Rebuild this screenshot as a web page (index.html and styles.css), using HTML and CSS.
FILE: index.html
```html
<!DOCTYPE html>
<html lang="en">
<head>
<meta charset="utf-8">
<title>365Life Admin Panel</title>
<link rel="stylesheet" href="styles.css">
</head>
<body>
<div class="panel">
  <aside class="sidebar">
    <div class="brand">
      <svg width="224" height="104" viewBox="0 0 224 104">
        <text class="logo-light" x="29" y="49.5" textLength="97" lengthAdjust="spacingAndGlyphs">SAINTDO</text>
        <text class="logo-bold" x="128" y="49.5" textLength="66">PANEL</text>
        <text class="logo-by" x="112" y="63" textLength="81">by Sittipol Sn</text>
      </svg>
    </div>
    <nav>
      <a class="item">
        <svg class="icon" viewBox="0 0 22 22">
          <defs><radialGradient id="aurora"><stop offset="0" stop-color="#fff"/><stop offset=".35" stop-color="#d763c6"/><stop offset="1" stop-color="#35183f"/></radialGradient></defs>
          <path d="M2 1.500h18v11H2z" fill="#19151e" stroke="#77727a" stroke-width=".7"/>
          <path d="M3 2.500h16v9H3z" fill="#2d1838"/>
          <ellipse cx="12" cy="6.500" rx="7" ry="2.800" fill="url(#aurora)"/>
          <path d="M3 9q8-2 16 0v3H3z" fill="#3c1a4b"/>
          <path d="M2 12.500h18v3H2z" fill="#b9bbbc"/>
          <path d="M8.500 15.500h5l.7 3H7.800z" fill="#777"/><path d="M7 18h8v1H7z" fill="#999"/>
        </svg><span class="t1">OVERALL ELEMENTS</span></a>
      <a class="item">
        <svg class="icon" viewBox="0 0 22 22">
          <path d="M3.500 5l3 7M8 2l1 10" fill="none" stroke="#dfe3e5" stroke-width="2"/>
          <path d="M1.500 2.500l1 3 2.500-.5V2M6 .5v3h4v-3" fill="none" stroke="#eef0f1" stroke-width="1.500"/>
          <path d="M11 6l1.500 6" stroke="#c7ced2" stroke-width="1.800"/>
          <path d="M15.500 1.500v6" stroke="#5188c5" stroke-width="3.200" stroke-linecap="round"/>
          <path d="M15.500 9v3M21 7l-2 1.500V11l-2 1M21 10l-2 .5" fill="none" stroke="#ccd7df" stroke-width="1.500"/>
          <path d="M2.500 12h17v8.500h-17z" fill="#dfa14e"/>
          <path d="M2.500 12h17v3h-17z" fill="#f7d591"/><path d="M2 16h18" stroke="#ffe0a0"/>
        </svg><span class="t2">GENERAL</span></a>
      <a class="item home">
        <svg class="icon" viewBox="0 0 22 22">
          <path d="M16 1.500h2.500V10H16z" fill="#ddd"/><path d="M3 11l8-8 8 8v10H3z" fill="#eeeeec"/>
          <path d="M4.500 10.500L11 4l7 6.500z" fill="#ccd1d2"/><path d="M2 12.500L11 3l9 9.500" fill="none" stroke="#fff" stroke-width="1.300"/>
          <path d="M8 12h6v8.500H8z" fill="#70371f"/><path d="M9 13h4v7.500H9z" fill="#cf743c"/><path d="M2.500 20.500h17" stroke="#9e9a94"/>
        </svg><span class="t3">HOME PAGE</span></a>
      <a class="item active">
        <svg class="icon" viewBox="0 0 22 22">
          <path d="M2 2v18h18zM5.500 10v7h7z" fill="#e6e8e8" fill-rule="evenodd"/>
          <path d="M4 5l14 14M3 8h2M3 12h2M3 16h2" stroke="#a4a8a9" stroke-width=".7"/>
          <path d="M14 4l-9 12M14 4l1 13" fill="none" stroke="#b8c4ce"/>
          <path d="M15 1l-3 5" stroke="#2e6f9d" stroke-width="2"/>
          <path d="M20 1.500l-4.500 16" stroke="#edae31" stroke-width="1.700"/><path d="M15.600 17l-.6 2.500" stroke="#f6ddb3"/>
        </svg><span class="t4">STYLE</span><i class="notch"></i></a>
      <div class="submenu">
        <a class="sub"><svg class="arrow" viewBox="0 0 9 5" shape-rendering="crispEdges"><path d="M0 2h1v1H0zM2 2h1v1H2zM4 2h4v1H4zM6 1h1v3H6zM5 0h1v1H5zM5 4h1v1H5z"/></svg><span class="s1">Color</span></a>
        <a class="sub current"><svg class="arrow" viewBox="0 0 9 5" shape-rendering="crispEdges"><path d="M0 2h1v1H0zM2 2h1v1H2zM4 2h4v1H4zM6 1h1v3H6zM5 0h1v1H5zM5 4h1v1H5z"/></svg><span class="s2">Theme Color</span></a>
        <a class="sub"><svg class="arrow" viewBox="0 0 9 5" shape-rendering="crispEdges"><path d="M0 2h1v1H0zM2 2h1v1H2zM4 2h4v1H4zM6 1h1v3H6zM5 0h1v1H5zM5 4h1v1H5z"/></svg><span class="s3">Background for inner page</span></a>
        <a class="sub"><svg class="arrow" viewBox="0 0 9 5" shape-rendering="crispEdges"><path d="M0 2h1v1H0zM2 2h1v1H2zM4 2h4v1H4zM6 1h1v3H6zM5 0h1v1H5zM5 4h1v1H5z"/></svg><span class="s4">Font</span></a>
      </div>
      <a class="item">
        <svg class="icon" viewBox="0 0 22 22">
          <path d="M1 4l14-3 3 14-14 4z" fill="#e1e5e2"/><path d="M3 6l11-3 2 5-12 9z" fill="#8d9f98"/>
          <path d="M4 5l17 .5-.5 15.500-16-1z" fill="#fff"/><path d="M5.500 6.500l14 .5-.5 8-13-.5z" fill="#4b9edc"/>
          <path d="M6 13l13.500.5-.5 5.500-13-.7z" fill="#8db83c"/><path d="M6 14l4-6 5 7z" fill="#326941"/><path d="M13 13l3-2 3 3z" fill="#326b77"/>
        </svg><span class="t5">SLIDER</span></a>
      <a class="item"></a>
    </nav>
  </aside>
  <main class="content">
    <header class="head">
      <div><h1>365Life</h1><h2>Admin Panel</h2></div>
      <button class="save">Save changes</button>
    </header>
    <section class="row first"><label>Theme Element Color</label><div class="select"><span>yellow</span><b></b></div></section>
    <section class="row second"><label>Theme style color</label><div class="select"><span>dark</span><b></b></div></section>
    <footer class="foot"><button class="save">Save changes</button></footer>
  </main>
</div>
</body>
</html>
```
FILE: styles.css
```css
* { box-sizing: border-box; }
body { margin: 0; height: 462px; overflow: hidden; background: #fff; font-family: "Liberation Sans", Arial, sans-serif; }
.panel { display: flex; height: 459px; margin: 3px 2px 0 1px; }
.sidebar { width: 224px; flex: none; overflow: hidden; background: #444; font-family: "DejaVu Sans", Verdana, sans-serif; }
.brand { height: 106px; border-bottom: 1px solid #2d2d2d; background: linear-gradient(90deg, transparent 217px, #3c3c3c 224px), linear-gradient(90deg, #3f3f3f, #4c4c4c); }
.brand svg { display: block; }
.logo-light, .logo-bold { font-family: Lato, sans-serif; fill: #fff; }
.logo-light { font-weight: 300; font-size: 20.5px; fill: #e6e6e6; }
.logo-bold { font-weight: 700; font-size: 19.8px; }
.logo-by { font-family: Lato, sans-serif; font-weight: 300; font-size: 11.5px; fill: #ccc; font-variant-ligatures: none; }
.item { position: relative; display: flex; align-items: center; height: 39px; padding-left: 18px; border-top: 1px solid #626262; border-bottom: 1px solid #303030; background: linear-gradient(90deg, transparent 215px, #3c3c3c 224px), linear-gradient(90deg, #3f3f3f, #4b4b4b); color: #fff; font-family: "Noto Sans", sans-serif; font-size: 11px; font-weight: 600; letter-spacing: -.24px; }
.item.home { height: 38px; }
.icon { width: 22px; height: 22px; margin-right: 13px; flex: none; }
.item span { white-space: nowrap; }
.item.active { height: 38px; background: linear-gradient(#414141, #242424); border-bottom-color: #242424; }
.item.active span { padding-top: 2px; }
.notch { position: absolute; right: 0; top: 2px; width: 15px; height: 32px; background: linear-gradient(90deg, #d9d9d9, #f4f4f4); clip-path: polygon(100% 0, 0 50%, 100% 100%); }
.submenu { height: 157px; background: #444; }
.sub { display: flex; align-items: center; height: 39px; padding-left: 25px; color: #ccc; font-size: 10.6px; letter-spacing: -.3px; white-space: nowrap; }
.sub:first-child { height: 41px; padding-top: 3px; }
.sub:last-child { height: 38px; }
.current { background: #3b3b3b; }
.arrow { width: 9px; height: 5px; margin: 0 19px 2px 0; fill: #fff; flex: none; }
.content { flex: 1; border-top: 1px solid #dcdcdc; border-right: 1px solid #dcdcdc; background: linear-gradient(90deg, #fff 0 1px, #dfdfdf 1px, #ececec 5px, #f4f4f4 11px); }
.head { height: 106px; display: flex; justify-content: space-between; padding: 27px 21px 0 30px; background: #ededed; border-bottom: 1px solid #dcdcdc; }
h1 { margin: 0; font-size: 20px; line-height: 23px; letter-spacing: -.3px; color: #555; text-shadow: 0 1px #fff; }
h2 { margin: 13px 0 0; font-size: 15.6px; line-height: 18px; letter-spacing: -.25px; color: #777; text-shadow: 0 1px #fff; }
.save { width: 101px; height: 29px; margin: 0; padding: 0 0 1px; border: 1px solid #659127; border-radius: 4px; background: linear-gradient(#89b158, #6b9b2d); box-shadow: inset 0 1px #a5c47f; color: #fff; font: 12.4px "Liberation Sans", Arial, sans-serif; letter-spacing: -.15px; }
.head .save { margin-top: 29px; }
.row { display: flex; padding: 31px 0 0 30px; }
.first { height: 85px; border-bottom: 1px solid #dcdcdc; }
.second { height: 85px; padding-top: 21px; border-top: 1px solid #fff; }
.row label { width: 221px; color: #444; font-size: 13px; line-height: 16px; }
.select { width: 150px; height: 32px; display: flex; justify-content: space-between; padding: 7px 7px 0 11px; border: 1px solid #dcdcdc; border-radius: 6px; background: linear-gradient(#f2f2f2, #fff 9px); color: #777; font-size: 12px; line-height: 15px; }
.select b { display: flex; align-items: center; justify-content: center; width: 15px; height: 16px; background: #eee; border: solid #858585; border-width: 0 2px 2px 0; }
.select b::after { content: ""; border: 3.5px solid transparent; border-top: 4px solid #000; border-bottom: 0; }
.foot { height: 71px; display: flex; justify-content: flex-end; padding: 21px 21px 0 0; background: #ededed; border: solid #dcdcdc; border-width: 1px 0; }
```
:::
[What the task asks]
Give only the number of lines in the data that hold the word "styles".

[Answer]
3